= Set problem =
Write out the material again word for word, dropping any images it holds.

──────── Material provided

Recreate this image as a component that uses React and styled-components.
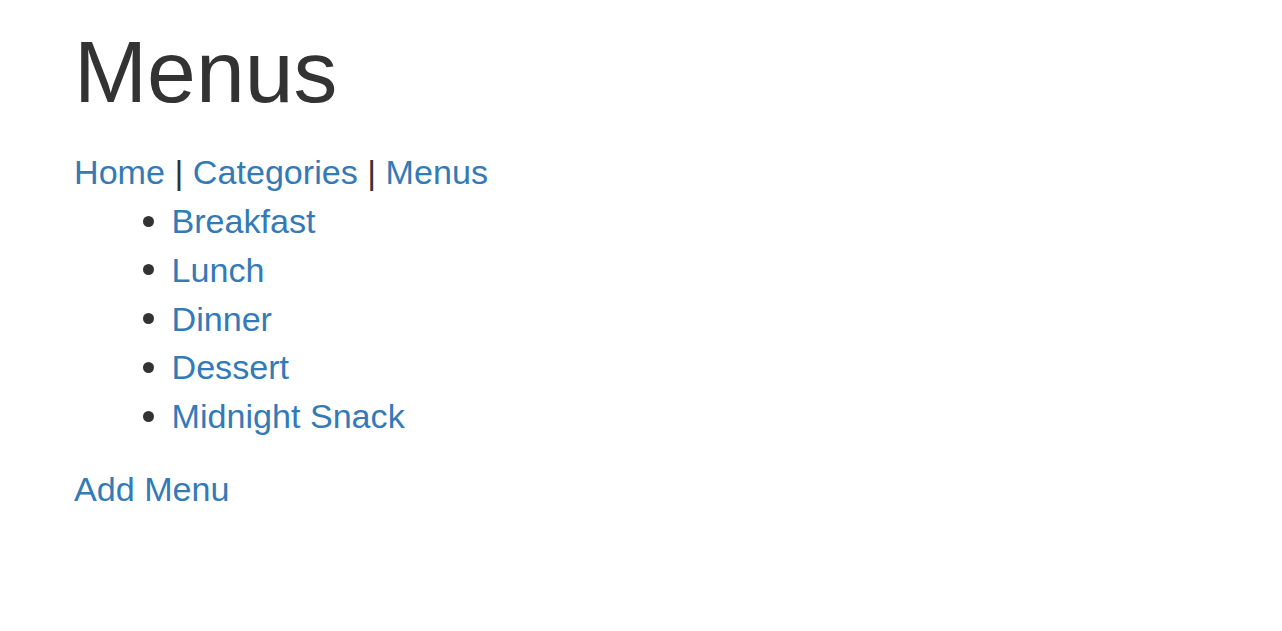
import styled, { createGlobalStyle } from "styled-components";

const GlobalStyle = createGlobalStyle`
	body {
		margin: 0;
		background: #fff;
		font-family: "Liberation Sans", Arial, Helvetica, sans-serif;
		font-size: 34.125px;
		line-height: 48.75px;
		color: #333;
	}
`;

const Page = styled.div`
	padding: 24.4px 74px 0;
`;

const Title = styled.h1`
	margin: 0 0 27.4px;
	font-size: 87.75px;
	font-weight: 500;
	line-height: 1.1;
	color: #333;
`;

const Link = styled.a`
	color: #337ab7;
	text-decoration: none;
`;

const Nav = styled.div`
	white-space: nowrap;
`;

const MenuList = styled.ul`
	margin: 0 0 24.4px;
	padding-left: 97.5px;
	list-style: none;
`;

const MenuItem = styled.li`
	position: relative;

	&::before {
		content: "";
		position: absolute;
		left: -29px;
		top: 18.5px;
		width: 11px;
		height: 11px;
		border-radius: 50%;
		background: #333;
	}
`;

const Footer = styled.div``;

const menus = ["Breakfast", "Lunch", "Dinner", "Dessert", "Midnight Snack"];

export default function App() {
	return (
		<Page>
			<GlobalStyle />
			<Title>Menus</Title>
			<Nav>
				<Link href="#">Home</Link> | <Link href="#">Categories</Link> | <Link href="#">Menus</Link>
			</Nav>
			<MenuList>
				{menus.map((m) => (
					<MenuItem key={m}>
						<Link href="#">{m}</Link>
					</MenuItem>
				))}
			</MenuList>
			<Footer>
				<Link href="#">Add Menu</Link>
			</Footer>
		</Page>
	);
}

────────────────

= Answer to this problem =
Recreate this image as a component that uses React and styled-components.
import styled, { createGlobalStyle } from "styled-components";

const GlobalStyle = createGlobalStyle`
	body {
		margin: 0;
		background: #fff;
		font-family: "Liberation Sans", Arial, Helvetica, sans-serif;
		font-size: 34.125px;
		line-height: 48.75px;
		color: #333;
	}
`;

const Page = styled.div`
	padding: 24.4px 74px 0;
`;

const Title = styled.h1`
	margin: 0 0 27.4px;
	font-size: 87.75px;
	font-weight: 500;
	line-height: 1.1;
	color: #333;
`;

const Link = styled.a`
	color: #337ab7;
	text-decoration: none;
`;

const Nav = styled.div`
	white-space: nowrap;
`;

const MenuList = styled.ul`
	margin: 0 0 24.4px;
	padding-left: 97.5px;
	list-style: none;
`;

const MenuItem = styled.li`
	position: relative;

	&::before {
		content: "";
		position: absolute;
		left: -29px;
		top: 18.5px;
		width: 11px;
		height: 11px;
		border-radius: 50%;
		background: #333;
	}
`;

const Footer = styled.div``;

const menus = ["Breakfast", "Lunch", "Dinner", "Dessert", "Midnight Snack"];

export default function App() {
	return (
		<Page>
			<GlobalStyle />
			<Title>Menus</Title>
			<Nav>
				<Link href="#">Home</Link> | <Link href="#">Categories</Link> | <Link href="#">Menus</Link>
			</Nav>
			<MenuList>
				{menus.map((m) => (
					<MenuItem key={m}>
						<Link href="#">{m}</Link>
					</MenuItem>
				))}
			</MenuList>
			<Footer>
				<Link href="#">Add Menu</Link>
			</Footer>
		</Page>
	);
}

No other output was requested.